First quarter group revenues were EUR 1,246 million, up 1% sequentially compared to the fourth quarter 2021 and down 3% compared to same quarter 2021 (first quarter 2022 USD 1,394 million). Adjusted[1] group gross margin for the first quarter 2022 was 33%, unchanged from the fourth quarter and down from 35% for the same quarter 2021. The first quarter adjusted1 group result from operations (EBIT) was EUR 126 million or 10% of revenues compared to EUR 118 million or 10% for the fourth quarter and EUR 143 million or 11% of revenues for the same period 2021 (unadjusted: EUR 40 million or 3% of revenues for the first quarter).

First quarter adjusted1 group net result was EUR 102 million compared to EUR 119 million for the fourth quarter and EUR 74 million for the same quarter 2021 (unadjusted: EUR 15 million for the first quarter). First quarter adjusted1 diluted earnings per share[2] were EUR 0.39 or CHF 0.40 (EUR 0.06 or CHF 0.06 unadjusted). First quarter group operating cash flow was EUR 147 million while group free cash flow reached EUR 34 million. Group net debt was EUR 1,853 million on 31 March 2022, translating into a group leverage of 2.0x net debt/adjusted1 EBITDA. Cash and cash equivalents stood at EUR 1,235 million on 31 March 2022.

The group’s Semiconductors segment contributed strongly to group performance again, generating 63% of revenues in the first quarter of 2022 at a healthy adjusted operating margin of 13%. The segment’s automotive market area recorded very positive results driven by available backlog in a market environment which remains characterized by end-to-end supply imbalances and reduced production volumes. The consumer market area showed a robust performance that was fully in line with expectations and reflected seasonal effects together with sequentially lower global smartphone shipments and a volatile demand environment. This performance continued to be driven by optical sensing solutions that power a range of applications across multiple device types and consumer market segments. The industrial and medical market area contributed very attractively to group results given positive demand momentum for advanced LED lighting in established and emerging markets and a supportive contribution from industrial and medical imaging.

As presented at the recent Capital Markets Day, ams OSRAM follows a clear strategy for growth through optical innovations. The group’s R&D investments and product developments focus on growth opportunities including consumer and automotive light sensing, 3D technologies for world-facing camera applications, AR/VR applications, display management, horticulture and UV-C LED solutions, advanced automotive LED front lighting, and LED technology to create micro-LED displays.

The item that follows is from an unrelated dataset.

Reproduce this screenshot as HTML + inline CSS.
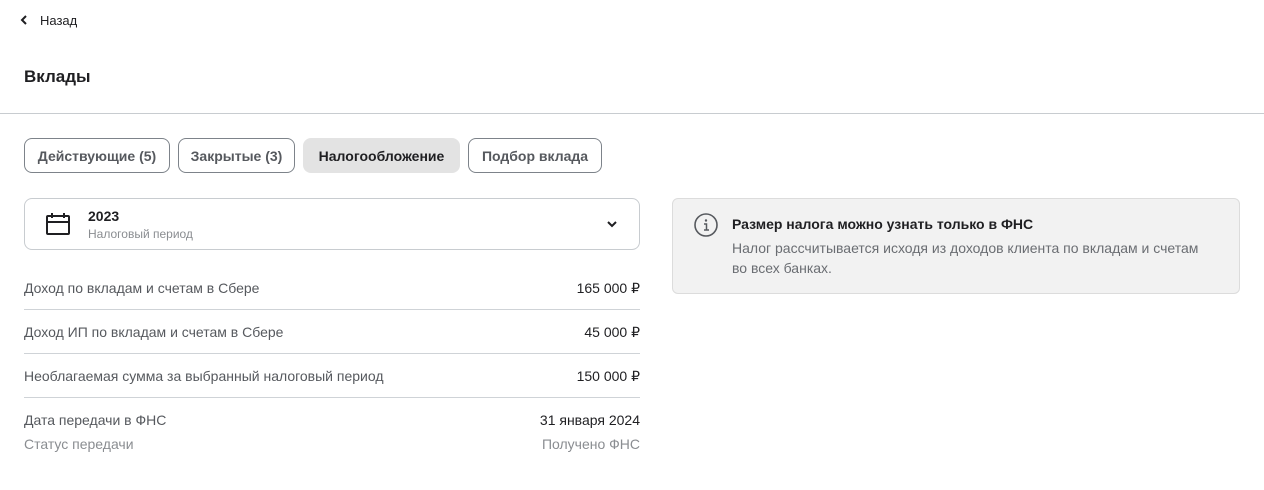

The Lamps & Systems (L&S) segment showed an overall positive performance in the first quarter contributing 37% of revenues. The L&S automotive business including legacy traditional lighting continued to positively track expectations as results reflect seasonal effects and good overall demand. The other areas of the L&S business provided solid contributions from their diversified range of industrial, building-related and medical applications in a generally supportive demand environment.

For the second quarter 2022, ams OSRAM expects group revenues of EUR 1,150-1,250 million (EUR 1,180-1,280 million on a comparable portfolio basis) and an expected adjusted operating (EBIT) margin of 8-11%, based on currently available information and exchange rates. This includes a revenue deconsolidation effect for the second quarter reflecting the closing of the disposal of the horticulture lighting systems business Fluence which reduces expected second quarter revenues by approx. EUR 30 million on a comparable portfolio basis. Expectations for the second quarter mirror the continued demanding market environment in the automotive industry where constrained supply chain situations and ongoing volatility continue to impact production volumes across regions. The expectations for the second quarter also reflect the current volatile demand development in the consumer market, a decreased year-on-year contribution from the consumer market in line with previous comments, and deconsolidation effects when compared to the previous year.